▶ [Task details] Assemble all lines in which the string "React" appears.

▶ [Dataset]
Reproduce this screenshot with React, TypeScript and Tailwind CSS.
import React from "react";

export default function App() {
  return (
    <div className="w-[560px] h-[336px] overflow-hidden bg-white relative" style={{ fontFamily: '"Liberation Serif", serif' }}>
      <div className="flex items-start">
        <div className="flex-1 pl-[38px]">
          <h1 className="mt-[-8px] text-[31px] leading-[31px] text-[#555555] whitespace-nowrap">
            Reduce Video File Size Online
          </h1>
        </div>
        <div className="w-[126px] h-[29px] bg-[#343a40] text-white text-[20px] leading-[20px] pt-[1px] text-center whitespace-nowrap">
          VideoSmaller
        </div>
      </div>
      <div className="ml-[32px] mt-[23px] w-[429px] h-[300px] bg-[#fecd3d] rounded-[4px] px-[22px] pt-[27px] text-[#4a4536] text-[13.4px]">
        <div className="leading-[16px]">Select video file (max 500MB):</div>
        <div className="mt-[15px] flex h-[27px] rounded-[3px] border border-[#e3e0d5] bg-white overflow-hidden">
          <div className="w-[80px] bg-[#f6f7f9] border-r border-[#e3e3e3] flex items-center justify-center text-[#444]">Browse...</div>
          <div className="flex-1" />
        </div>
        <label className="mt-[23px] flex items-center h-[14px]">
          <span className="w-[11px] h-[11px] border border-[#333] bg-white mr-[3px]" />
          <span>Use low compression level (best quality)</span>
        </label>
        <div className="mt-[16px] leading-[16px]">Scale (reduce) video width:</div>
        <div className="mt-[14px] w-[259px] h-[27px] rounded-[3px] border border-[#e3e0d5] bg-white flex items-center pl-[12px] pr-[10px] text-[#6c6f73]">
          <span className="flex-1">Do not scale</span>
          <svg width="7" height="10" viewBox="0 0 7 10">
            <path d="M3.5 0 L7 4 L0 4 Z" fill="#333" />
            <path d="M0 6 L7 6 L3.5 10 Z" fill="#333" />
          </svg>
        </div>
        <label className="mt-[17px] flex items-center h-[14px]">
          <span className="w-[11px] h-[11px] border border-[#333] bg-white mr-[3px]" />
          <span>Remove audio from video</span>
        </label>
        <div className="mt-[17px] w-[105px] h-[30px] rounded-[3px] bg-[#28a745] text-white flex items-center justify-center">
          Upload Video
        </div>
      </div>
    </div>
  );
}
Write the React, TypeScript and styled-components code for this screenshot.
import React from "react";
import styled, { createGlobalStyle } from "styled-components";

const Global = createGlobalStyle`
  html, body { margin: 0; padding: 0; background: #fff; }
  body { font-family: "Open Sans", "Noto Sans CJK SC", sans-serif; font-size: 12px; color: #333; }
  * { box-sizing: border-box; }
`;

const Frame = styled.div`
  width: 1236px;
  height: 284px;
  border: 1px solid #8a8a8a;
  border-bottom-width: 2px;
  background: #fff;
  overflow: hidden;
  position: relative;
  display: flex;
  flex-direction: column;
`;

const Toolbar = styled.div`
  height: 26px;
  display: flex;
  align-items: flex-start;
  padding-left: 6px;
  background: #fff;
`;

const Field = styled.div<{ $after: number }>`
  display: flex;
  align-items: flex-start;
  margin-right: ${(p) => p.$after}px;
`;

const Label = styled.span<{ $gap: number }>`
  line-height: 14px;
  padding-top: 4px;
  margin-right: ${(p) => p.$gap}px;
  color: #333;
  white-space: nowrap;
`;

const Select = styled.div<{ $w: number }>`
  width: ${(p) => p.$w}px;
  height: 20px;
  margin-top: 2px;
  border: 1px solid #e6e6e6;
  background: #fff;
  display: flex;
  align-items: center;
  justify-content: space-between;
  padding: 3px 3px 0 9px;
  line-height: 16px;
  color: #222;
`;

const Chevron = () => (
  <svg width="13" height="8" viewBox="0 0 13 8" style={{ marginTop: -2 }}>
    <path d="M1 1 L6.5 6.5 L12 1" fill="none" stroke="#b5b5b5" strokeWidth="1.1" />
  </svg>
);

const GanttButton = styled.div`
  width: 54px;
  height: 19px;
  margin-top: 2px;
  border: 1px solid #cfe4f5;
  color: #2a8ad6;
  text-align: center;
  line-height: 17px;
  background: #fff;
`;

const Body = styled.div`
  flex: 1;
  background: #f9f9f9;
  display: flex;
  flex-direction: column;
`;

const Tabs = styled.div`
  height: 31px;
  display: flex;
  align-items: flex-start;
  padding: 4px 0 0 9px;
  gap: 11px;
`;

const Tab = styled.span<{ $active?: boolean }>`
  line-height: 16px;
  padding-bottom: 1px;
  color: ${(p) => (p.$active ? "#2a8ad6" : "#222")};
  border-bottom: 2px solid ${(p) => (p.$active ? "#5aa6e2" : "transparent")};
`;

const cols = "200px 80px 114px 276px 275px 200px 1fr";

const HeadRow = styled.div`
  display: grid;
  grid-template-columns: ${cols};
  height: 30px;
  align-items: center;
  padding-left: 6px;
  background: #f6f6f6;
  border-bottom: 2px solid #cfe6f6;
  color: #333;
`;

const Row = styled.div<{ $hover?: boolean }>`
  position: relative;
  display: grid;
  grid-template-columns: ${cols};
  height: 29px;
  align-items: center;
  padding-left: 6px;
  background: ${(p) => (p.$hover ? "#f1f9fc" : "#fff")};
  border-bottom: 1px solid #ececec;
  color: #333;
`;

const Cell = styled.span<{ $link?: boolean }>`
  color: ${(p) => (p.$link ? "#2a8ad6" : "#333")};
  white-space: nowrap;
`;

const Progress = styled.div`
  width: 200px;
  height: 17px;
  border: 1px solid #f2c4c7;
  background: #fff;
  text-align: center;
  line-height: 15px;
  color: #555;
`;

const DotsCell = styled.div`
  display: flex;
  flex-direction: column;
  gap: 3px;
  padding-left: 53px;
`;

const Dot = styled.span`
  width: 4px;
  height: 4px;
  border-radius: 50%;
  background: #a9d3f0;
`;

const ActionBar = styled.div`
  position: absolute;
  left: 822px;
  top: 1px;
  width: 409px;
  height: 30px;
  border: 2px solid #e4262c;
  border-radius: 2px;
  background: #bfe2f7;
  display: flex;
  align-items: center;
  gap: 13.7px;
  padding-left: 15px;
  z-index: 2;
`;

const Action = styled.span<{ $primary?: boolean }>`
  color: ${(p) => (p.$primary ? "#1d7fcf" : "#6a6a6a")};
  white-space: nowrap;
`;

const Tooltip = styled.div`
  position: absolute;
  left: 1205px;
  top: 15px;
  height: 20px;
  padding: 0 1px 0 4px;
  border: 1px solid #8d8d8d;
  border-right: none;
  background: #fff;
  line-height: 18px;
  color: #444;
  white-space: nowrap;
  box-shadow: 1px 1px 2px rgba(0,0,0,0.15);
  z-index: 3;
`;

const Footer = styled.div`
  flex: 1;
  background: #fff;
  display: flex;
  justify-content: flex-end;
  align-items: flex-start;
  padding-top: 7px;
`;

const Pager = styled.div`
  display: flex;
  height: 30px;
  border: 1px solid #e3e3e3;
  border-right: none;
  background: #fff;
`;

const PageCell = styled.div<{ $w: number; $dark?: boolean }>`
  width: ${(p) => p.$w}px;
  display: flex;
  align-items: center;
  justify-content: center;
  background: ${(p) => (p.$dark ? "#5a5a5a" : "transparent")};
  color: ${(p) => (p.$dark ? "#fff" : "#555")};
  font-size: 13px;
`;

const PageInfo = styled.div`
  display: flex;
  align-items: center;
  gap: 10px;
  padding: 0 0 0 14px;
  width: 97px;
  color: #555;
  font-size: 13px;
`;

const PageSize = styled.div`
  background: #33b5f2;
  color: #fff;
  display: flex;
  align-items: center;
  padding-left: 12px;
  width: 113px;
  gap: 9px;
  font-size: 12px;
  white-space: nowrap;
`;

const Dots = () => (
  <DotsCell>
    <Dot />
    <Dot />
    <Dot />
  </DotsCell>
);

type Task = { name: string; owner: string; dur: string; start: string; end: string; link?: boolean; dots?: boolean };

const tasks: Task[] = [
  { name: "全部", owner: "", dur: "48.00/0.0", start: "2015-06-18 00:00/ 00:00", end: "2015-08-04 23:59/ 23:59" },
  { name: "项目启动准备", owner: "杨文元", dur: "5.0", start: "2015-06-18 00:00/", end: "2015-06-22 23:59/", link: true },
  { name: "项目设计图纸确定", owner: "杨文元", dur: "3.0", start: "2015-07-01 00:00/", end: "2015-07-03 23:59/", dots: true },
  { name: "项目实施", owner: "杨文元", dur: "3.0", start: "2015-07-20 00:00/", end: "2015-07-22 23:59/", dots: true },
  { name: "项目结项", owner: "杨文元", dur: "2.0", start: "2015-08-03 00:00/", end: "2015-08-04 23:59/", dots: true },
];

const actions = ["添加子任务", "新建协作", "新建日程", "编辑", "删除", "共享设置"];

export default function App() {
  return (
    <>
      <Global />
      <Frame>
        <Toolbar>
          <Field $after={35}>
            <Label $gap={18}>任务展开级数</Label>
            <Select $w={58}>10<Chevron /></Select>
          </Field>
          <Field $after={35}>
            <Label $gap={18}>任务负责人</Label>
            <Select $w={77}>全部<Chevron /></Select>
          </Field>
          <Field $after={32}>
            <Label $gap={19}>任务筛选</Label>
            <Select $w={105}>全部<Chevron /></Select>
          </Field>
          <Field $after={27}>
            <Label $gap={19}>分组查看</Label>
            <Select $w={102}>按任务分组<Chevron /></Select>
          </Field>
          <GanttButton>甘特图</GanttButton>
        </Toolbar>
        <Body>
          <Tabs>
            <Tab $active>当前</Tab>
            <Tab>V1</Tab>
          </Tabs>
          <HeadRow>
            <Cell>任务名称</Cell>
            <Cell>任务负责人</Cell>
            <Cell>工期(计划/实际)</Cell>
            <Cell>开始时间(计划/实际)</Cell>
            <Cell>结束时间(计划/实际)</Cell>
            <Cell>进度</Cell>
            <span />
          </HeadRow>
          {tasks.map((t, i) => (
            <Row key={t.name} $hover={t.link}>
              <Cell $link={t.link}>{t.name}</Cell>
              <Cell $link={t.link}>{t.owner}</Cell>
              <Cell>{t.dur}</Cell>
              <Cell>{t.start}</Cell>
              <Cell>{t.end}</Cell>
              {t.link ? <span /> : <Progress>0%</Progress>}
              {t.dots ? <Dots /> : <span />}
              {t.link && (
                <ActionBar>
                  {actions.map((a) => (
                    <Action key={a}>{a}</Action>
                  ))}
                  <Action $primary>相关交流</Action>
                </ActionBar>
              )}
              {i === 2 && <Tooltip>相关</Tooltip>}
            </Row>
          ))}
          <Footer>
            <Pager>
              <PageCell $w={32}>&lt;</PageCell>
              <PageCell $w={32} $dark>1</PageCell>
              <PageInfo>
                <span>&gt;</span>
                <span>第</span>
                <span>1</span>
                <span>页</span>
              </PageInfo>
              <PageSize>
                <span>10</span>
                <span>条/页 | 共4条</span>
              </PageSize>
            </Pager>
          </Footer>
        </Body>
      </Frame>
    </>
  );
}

==

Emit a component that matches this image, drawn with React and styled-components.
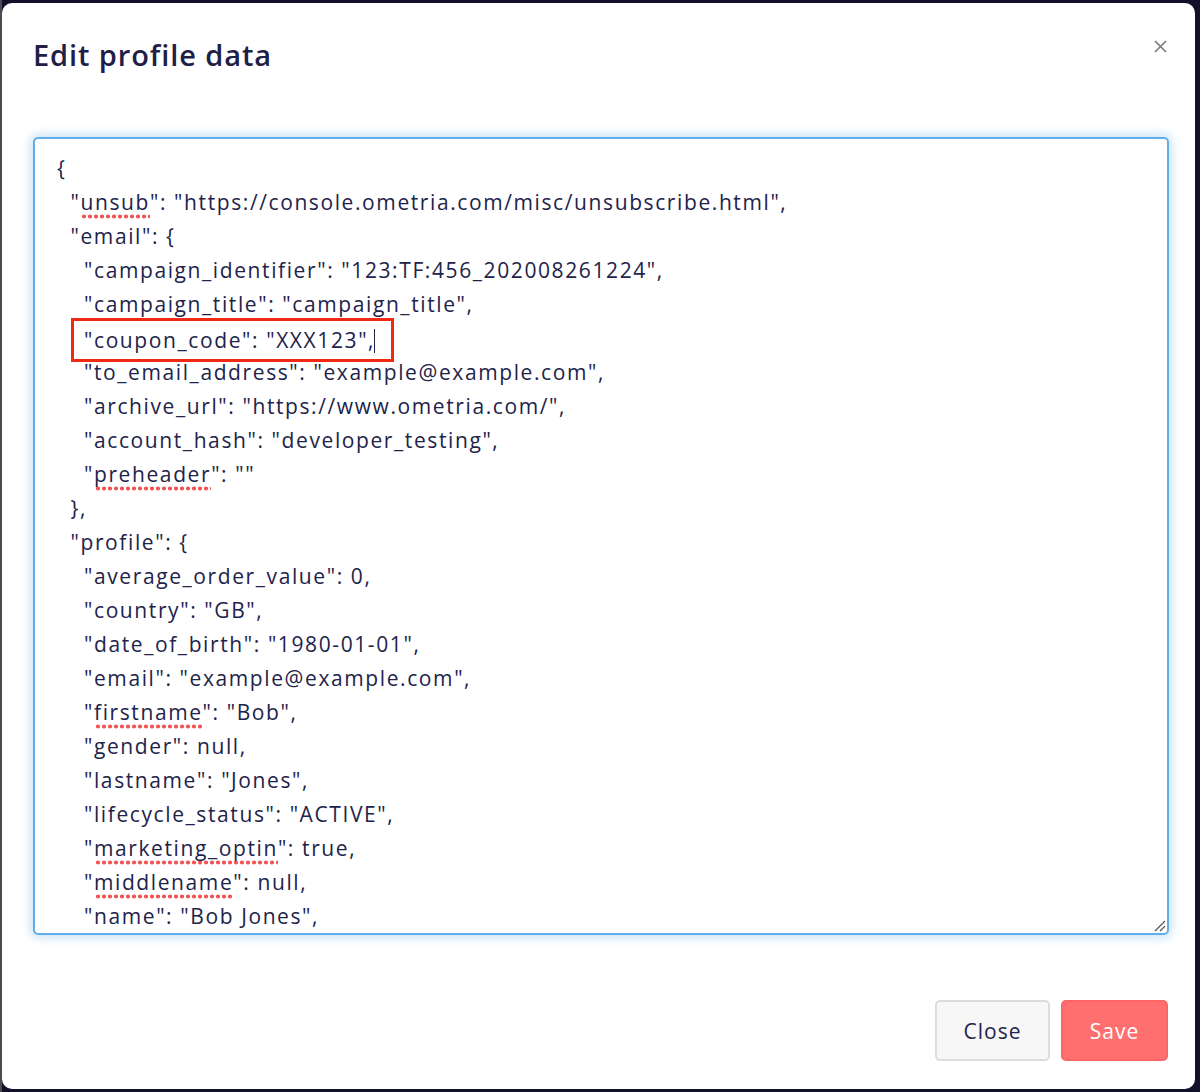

▶ [Task answer]
Reproduce this screenshot with React, TypeScript and Tailwind CSS.
import React from "react";
Write the React, TypeScript and styled-components code for this screenshot.
import React from "react";
Emit a component that matches this image, drawn with React and styled-components.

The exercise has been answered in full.